Re: EOT & DMCA concerns

On Wed, Aug 5, 2009 at 1:29 AM, Jonathan Kew<jonathan@jfkew.plus.com> wrote:
> On 5 Aug 2009, at 02:18, Sylvain Galineau wrote:
>
>>> Others seem to view EOT-Lite as a stepping stone format that would be
>>> followed by a better .webfont/ZOT/something-else format.  But another
>>> new format would need to offer a big marginal advantage to offset the
>>> disruption supporting yet another format would cause.
>>
>> I lean towards being one of them. What kind of specific disruption(s) are
>> we
>> Talking about though ?
>
> One concern I have is that if we all implement EOT-Lite (by whatever name)
> now, it will be more difficult for a new and better format to gain
> acceptance, and so we may end up with an inferior format in the long term
> for the sake of short-term gain. If we introduce a format such as
> .webfont/.zot/etc at this point, there's a strong incentive for everyone to
> get on board; this will be reduced if there's EOTL as an available,
> interoperable solution even if it is technically less optimal.
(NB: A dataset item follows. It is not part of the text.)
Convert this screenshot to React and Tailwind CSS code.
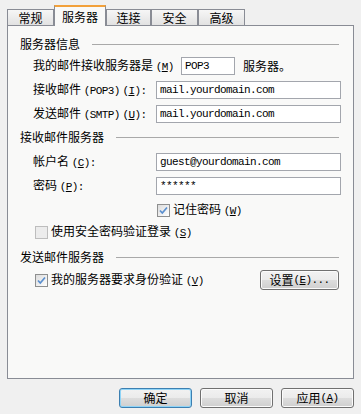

This argument is theoretically sound, but I would prefer to see
something more concrete. In particular,
(a) what features do we think are missing from EOTL that we'd like,
(b) can we implement them compatibly
inside EOTL somehow? (c) is there something other than (a) and (b)
that causes us to not like EOTL?

The only real features I've heard suggested are compression and
subsetting, and better metadata support.
I haven't thought about this at all, but given that EOT had MTX
support, I would assume we could also add
it to EOTL compatibly, no? If not, you can certainly compress the
whole file using whatever algorithm you
like, just like we do with gzip/deflat today. Subsetting can happen at
the OTF level, right, so that can also be done?

That leaves metadata support. I haven't heard anything that says that
the desired metadata fields can't be put
directly into the OTF/TTF files. Am I mistaken? It seems like since
OTF already has extensibility mechanisms,
we should just be using those, rather than trying to recreate them in
a different layer/wrapper. But perhaps
implementors would object because they'd have to parse the OTF format
rather than just handing it to the O/S
to render.

That would seem to leave us with some objection to the wire format
(not XML, not MIME, not .ZIP, whatever).
Frankly, I don't care much about that at all when traded off against
simplicity of implementation and compatibility
gains. It's not like OTF/TTF are human-parsable either, and it's not
like SVG has gained widespread adoption because
it is ...

Are there other concerns?

Again, I am not necessarily voting in favor of EOTL, just trying to
understand what the "newer, better" format would
really offer that couldn't be achieved.